For p-polarized light a LSPR was excited at the tip, and could be directly observed in an inverted optical microscope. For the example presented here (top image in Fig. 5(a)), a diffraction-limited green spot is seen at the end of the wire (close-up is shown in the top right-hand image). Part of the scattered light is collected by the taper (highlighted by the yellow dashed lines) and transmitted via the MM fiber to an optical spectrometer (Ocean Optics QE65 Pro).
Since the spectral position of the LSPRs depends strongly on the morphology, each nanotip must be characterized in advance of any application.

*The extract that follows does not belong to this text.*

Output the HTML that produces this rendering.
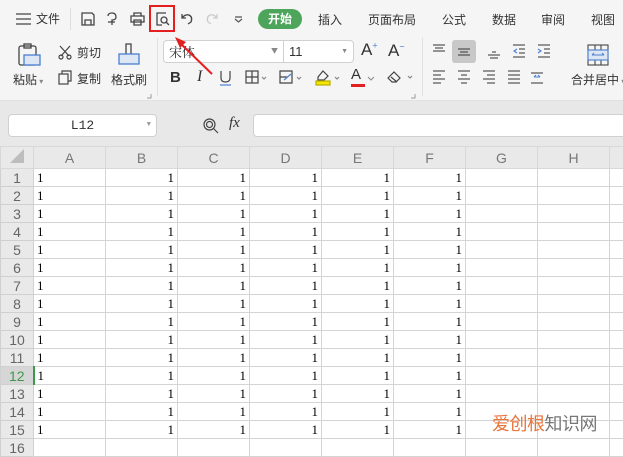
<!DOCTYPE html>
<html><head><meta charset="utf-8"><style>
*{margin:0;padding:0;box-sizing:border-box}
body{width:623px;height:440px;overflow:hidden;background:#fff;font-family:"Liberation Sans","Noto Sans CJK SC",sans-serif;position:relative;color:#333}
.a{position:absolute}
.t{font-size:12px;color:#333;white-space:nowrap}
.grid{position:absolute;left:0;top:146px;width:660px}
table{border-collapse:collapse;table-layout:fixed;width:639px}
td{border:1px solid #d4d4d4;height:18px;font-size:13px;font-family:"Liberation Serif",serif;color:#000;padding:0 3px;line-height:16px;overflow:hidden}
td.r{text-align:right}
td.h{background:#e9e9e9;color:#666;text-align:center;font-family:"Liberation Sans",sans-serif;font-size:14px;border-color:#d0d0d0}
tr.hd td{height:22px;background:#e9e9e9;color:#777;text-align:center;font-family:"Liberation Sans",sans-serif;font-size:14px;border-color:#d8d8d8}
svg{position:absolute;overflow:visible}
</style></head><body>
<div class="a" style="left:0;top:0;width:623px;height:101px;background:#f5f5f5;border-bottom:1px solid #e0e0e0"></div>
<div class="a" style="left:0;top:101px;width:623px;height:45px;background:#e8e8e8"></div>
<svg style="left:16px;top:13px" width="16" height="12"><path d="M0 1H15M0 6H15M0 11H15" stroke="#444" stroke-width="1.3"/></svg>
<div class="a t" style="left:36px;top:10px;font-size:12px">文件</div>
<div class="a" style="left:70px;top:8px;width:1px;height:22px;background:#ddd"></div>
<svg style="left:81px;top:12px" width="14" height="14" fill="none" stroke="#444" stroke-width="1.3"><path d="M1 1H11L13 3V13H1Z M4 13V8H10V13"/></svg>
<svg style="left:106px;top:12px" width="14" height="14" fill="none" stroke="#444" stroke-width="1.3"><path d="M2 4Q2 1 6 1Q10 1 10 5Q10 8 6 8V13M2 10H9"/></svg>
<svg style="left:130px;top:12px" width="15" height="14" fill="none" stroke="#444" stroke-width="1.3"><path d="M4 4V1H11V4M1 4H14V10H1Z M4 8H11V13H4Z"/></svg>
<div class="a" style="left:149px;top:5px;width:26px;height:27px;border:2px solid #e41f1f"></div>
<svg style="left:156px;top:12px" width="14" height="14" fill="none" stroke="#444" stroke-width="1.3"><path d="M10 1H1V13H6"/><circle cx="8" cy="8" r="3"/><path d="M10 10L13 13"/></svg>
<svg style="left:181px;top:13px" width="13" height="12" fill="none" stroke="#444" stroke-width="1.3"><path d="M1 1V5H5M1 5Q4 1 8 2Q12 4 10 9L7 11"/></svg>
<svg style="left:205px;top:13px" width="13" height="12" fill="none" stroke="#ccc" stroke-width="1.3"><path d="M12 1V5H8M12 5Q9 1 5 2Q1 4 3 9L6 11"/></svg>
<svg style="left:234px;top:16px" width="9" height="6" fill="none" stroke="#555" stroke-width="1.2"><path d="M1 1H8M1 3L4.5 6L8 3"/></svg>
<div class="a" style="left:258px;top:9px;width:44px;height:20px;border-radius:10px;background:#4ca55a;color:#fff;font-size:12px;font-weight:bold;text-align:center;line-height:20px">开始</div>
<div class="a t" style="left:318px;top:11px">插入</div>
<div class="a t" style="left:368px;top:11px">页面布局</div>
<div class="a t" style="left:442px;top:11px">公式</div>
<div class="a t" style="left:492px;top:11px">数据</div>
<div class="a t" style="left:541px;top:11px">审阅</div>
<div class="a t" style="left:591px;top:11px">视图</div>
<svg style="left:17px;top:43px" width="24" height="24" fill="none" stroke="#444" stroke-width="1.3"><rect x="2" y="3" width="17" height="19" rx="2"/><rect x="7" y="1" width="7" height="4"/><rect x="7" y="12" width="16" height="10" fill="#dce6f5" stroke="#4a7fd0"/></svg>
<div class="a t" style="left:13px;top:71px">粘贴<span style="font-size:8px;color:#888"> ▾</span></div>
<svg style="left:58px;top:45px" width="14" height="14" fill="none" stroke="#444" stroke-width="1.2"><path d="M2 1L11 11M12 1L3 11"/><circle cx="3" cy="12" r="2"/><circle cx="11" cy="12" r="2"/></svg>
<div class="a t" style="left:77px;top:44px">剪切</div>
<svg style="left:58px;top:70px" width="14" height="15" fill="none" stroke="#444" stroke-width="1.2"><rect x="1" y="4" width="9" height="10"/><path d="M4 4V1H13V11H10"/></svg>
<div class="a t" style="left:77px;top:70px">复制</div>
<svg style="left:118px;top:42px" width="22" height="24" fill="none" stroke="#444" stroke-width="1.3"><path d="M8 12V2H13V12"/><rect x="1" y="12" width="20" height="10" fill="#dce6f5" stroke="#4a7fd0"/></svg>
<div class="a t" style="left:111px;top:71px">格式刷</div>
<div class="a" style="left:157px;top:38px;width:1px;height:58px;background:#e0e0e0"></div>
<div class="a" style="left:163px;top:40px;width:121px;height:23px;background:#fff;border:1px solid #d0d0d0;border-radius:4px 0 0 4px;font-size:13px;line-height:21px;padding-left:5px;font-family:'Noto Serif CJK SC',serif">宋体<span style="position:absolute;right:5px;font-size:7px;color:#888">▼</span></div>
<div class="a" style="left:283px;top:40px;width:71px;height:23px;background:#fff;border:1px solid #d0d0d0;border-radius:0 4px 4px 0;font-size:13px;line-height:21px;padding-left:5px">11<span style="position:absolute;right:5px;font-size:7px;color:#888">▼</span></div>
<div class="a" style="left:361px;top:40px;font-size:17px;color:#333">A<sup style="font-size:9px;color:#4a7fd0">+</sup></div>
<div class="a" style="left:388px;top:41px;font-size:17px;color:#333">A<sup style="font-size:9px;color:#4a7fd0">−</sup></div>
<div class="a" style="left:170px;top:69px;font-size:15px;font-weight:bold;color:#333">B</div>
<div class="a" style="left:197px;top:68px;font-size:16px;font-style:italic;font-family:'Liberation Serif',serif;color:#333">I</div>
<svg style="left:219px;top:70px" width="13" height="16" fill="none" stroke="#444" stroke-width="1.2"><path d="M2 1V8Q2 12 6.5 12Q11 12 11 8V1"/><path d="M1 15H12" stroke="#4a7fd0"/></svg>
<svg style="left:245px;top:70px" width="23" height="14" fill="none" stroke="#444" stroke-width="1.2"><rect x="1" y="1" width="12" height="12"/><path d="M7 1V13M1 7H13"/><path d="M17 7L19 9L21 7" stroke="#888"/></svg>
<svg style="left:279px;top:70px" width="24" height="14" fill="none" stroke="#444" stroke-width="1.2"><path d="M1 1H13V13H1Z M1 7H8" /><path d="M5 10L12 4" stroke="#4a7fd0"/><path d="M18 7L20 9L22 7" stroke="#888"/></svg>
<svg style="left:315px;top:68px" width="28" height="19" fill="none" stroke="#444" stroke-width="1.2"><path d="M3 9L8 3L13 8L9 12H3Z"/><rect x="1" y="13" width="14" height="4" fill="#f5e700" stroke="#b8ad00"/><path d="M20 9L22 11L24 9" stroke="#888"/></svg>
<div class="a" style="left:351px;top:66px;font-size:15px;color:#333">A</div>
<div class="a" style="left:351px;top:84px;width:14px;height:3px;background:#e41f1f"></div>
<svg style="left:368px;top:77px" width="6" height="4"><path d="M0 0L3 3L6 0" fill="none" stroke="#888"/></svg>
<svg style="left:387px;top:69px" width="28" height="16" fill="none" stroke="#444" stroke-width="1.2"><path d="M1 9L7 3L13 9L9 13H5Z M4 8L10 13"/><path d="M21 7L23 9L25 7" stroke="#888"/></svg>
<div class="a" style="left:422px;top:38px;width:1px;height:58px;background:#e0e0e0"></div>
<div class="a" style="left:452px;top:40px;width:24px;height:23px;background:#c8c8c8;border-radius:3px"></div>
<svg style="left:432px;top:43px" width="190" height="50" fill="none" stroke="#333" stroke-width="1.1">
<path d="M1 2H13M3 5H11M1 8H13"/>
<path d="M26 6H38M28 9H36M26 12H38"/>
<path d="M56 12H68M58 15H66M60 9H64"/>
<path d="M81 2H93M87 6H93M87 10H93M81 14H93" /><path d="M85 6L82 8L85 10" stroke="#4a7fd0"/>
<path d="M106 2H118M112 6H118M112 10H118M106 14H118"/><path d="M106 6L109 8L106 10" stroke="#4a7fd0"/>
<path d="M1 28H13M1 32H9M1 36H13M1 40H9"/>
<path d="M26 28H38M29 32H35M26 36H38M29 40H35"/>
<path d="M51 28H63M55 32H63M51 36H63M55 40H63"/>
<path d="M76 28H88M76 32H88M76 36H88M76 40H88"/>
<path d="M99 30H111M99 40H111"/><path d="M102 34H108M102 34L104 32M108 34L106 32" stroke="#4a7fd0"/>
</svg>
<svg style="left:587px;top:44px" width="22" height="22" fill="none" stroke="#444" stroke-width="1.1"><rect x="1" y="1" width="20" height="20"/><path d="M1 6H21M1 16H21M8 1V6M14 1V6M8 16V21M14 16V21"/><rect x="1" y="6" width="20" height="10" fill="#dce6f5" stroke="#4a7fd0"/><path d="M5 11H17M5 11L7 9M17 11L15 9" stroke="#4a7fd0"/></svg>
<div class="a t" style="left:571px;top:71px">合并居中<span style="font-size:8px;color:#888"> ▾</span></div>
<svg style="left:147px;top:94px" width="5" height="5"><path d="M4 0V4H0" fill="none" stroke="#999"/></svg>
<svg style="left:411px;top:94px" width="5" height="5"><path d="M4 0V4H0" fill="none" stroke="#999"/></svg>
<svg style="left:0;top:0" width="623" height="440"><path d="M212 74L180 43" stroke="#e41f1f" stroke-width="2"/><path d="M175 37L186 42L180 48Z" fill="#e41f1f"/></svg>
<div class="a" style="left:8px;top:114px;width:149px;height:23px;background:#fff;border:1px solid #d0d0d0;border-radius:4px;text-align:center;font-family:'Liberation Mono',monospace;font-size:13px;line-height:21px;color:#333">L12<span style="position:absolute;right:5px;font-size:7px;color:#999">▼</span></div>
<svg style="left:203px;top:118px" width="16" height="16" fill="none" stroke="#444" stroke-width="1.2"><circle cx="6.5" cy="6.5" r="5.5"/><circle cx="6.5" cy="6.5" r="3"/><path d="M10.5 10.5L15 15"/></svg>
<div class="a" style="left:229px;top:115px;font-family:'Liberation Serif',serif;font-style:italic;font-size:15px;color:#333">fx</div>
<div class="a" style="left:253px;top:114px;width:380px;height:23px;background:#fff;border:1px solid #d0d0d0;border-radius:4px"></div>
<div class="grid">
<table>
<colgroup><col style="width:33px"><col style="width:72px"><col style="width:72px"><col style="width:72px"><col style="width:72px"><col style="width:72px"><col style="width:72px"><col style="width:72px"><col style="width:72px"><col style="width:30px"></colgroup>
<tr class="hd"><td><svg style="position:relative" width="14" height="14"><path d="M14 0V14H0Z" fill="#bdbdbd"/></svg></td><td>A</td><td>B</td><td>C</td><td>D</td><td>E</td><td>F</td><td>G</td><td>H</td><td></td></tr>
<tr><td class="h">1</td><td>1</td><td class="r">1</td><td class="r">1</td><td class="r">1</td><td class="r">1</td><td class="r">1</td><td></td><td></td><td></td></tr>
<tr><td class="h">2</td><td>1</td><td class="r">1</td><td class="r">1</td><td class="r">1</td><td class="r">1</td><td class="r">1</td><td></td><td></td><td></td></tr>
<tr><td class="h">3</td><td>1</td><td class="r">1</td><td class="r">1</td><td class="r">1</td><td class="r">1</td><td class="r">1</td><td></td><td></td><td></td></tr>
<tr><td class="h">4</td><td>1</td><td class="r">1</td><td class="r">1</td><td class="r">1</td><td class="r">1</td><td class="r">1</td><td></td><td></td><td></td></tr>
<tr><td class="h">5</td><td>1</td><td class="r">1</td><td class="r">1</td><td class="r">1</td><td class="r">1</td><td class="r">1</td><td></td><td></td><td></td></tr>
<tr><td class="h">6</td><td>1</td><td class="r">1</td><td class="r">1</td><td class="r">1</td><td class="r">1</td><td class="r">1</td><td></td><td></td><td></td></tr>
<tr><td class="h">7</td><td>1</td><td class="r">1</td><td class="r">1</td><td class="r">1</td><td class="r">1</td><td class="r">1</td><td></td><td></td><td></td></tr>
<tr><td class="h">8</td><td>1</td><td class="r">1</td><td class="r">1</td><td class="r">1</td><td class="r">1</td><td class="r">1</td><td></td><td></td><td></td></tr>
<tr><td class="h">9</td><td>1</td><td class="r">1</td><td class="r">1</td><td class="r">1</td><td class="r">1</td><td class="r">1</td><td></td><td></td><td></td></tr>
<tr><td class="h">10</td><td>1</td><td class="r">1</td><td class="r">1</td><td class="r">1</td><td class="r">1</td><td class="r">1</td><td></td><td></td><td></td></tr>
<tr><td class="h">11</td><td>1</td><td class="r">1</td><td class="r">1</td><td class="r">1</td><td class="r">1</td><td class="r">1</td><td></td><td></td><td></td></tr>
<tr><td class="h" style="background:#d6d6d6;color:#3a9a4a;border-right:2px solid #3a9a4a">12</td><td>1</td><td class="r">1</td><td class="r">1</td><td class="r">1</td><td class="r">1</td><td class="r">1</td><td></td><td></td><td></td></tr>
<tr><td class="h">13</td><td>1</td><td class="r">1</td><td class="r">1</td><td class="r">1</td><td class="r">1</td><td class="r">1</td><td></td><td></td><td></td></tr>
<tr><td class="h">14</td><td>1</td><td class="r">1</td><td class="r">1</td><td class="r">1</td><td class="r">1</td><td class="r">1</td><td></td><td></td><td></td></tr>
<tr><td class="h">15</td><td>1</td><td class="r">1</td><td class="r">1</td><td class="r">1</td><td class="r">1</td><td class="r">1</td><td></td><td></td><td></td></tr>
<tr><td class="h">16</td><td></td><td></td><td></td><td></td><td></td><td></td><td></td><td></td><td></td></tr>
</table></div>
<div class="a" style="left:492px;top:410px;font-size:18px;letter-spacing:-0.5px;white-space:nowrap"><span style="color:#e8743b">爱创根</span><span style="color:#777">知识网</span></div>
</body></html>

Three example spectra (normalized to their maximum value) are shown in Fig. 5(b), the green curve (1) corresponding to the sample showing the green spot in Fig. 5(a). For this nanotip, the fundamental LSPR is centered at ∼ 580 nm with a full width at half maximum (FWHM) of ∼90 nm. The other two nanotips have LSPRs at 675 and 760 nm. The LSPRs were much more strongly excited by p-polarized light (see Fig. 5(c) for tip (2)), as expected. The small residual peak seen for s-polarization results from a slight oblique position of the nanotip with respect to the normal of the prism-air interface. Note that in all measurements the spectral transmission function of the entire device is included.
In summary, a combination of wet chemical etching, mechanical cleaving, and optical splicing has allowed us to produce a type of plasmon-enhanced near-field fiber probe, in which light from a LSPR on a gold nanotip is collected by a fiber taper and is guided via a MM fiber to an optical spectrometer. LSPRs, tunable from 500 to 850 nm varying the tip design, can be excited by placing the tip in an evanescent field. A simple cavity model allows the number and approximate wavelengths of each resonance to be predicted. This nanotip-fiber device is likely to find applications in TERS, near-field microscopy and sophisticated experiments on light-matter interactions at the nanoscale.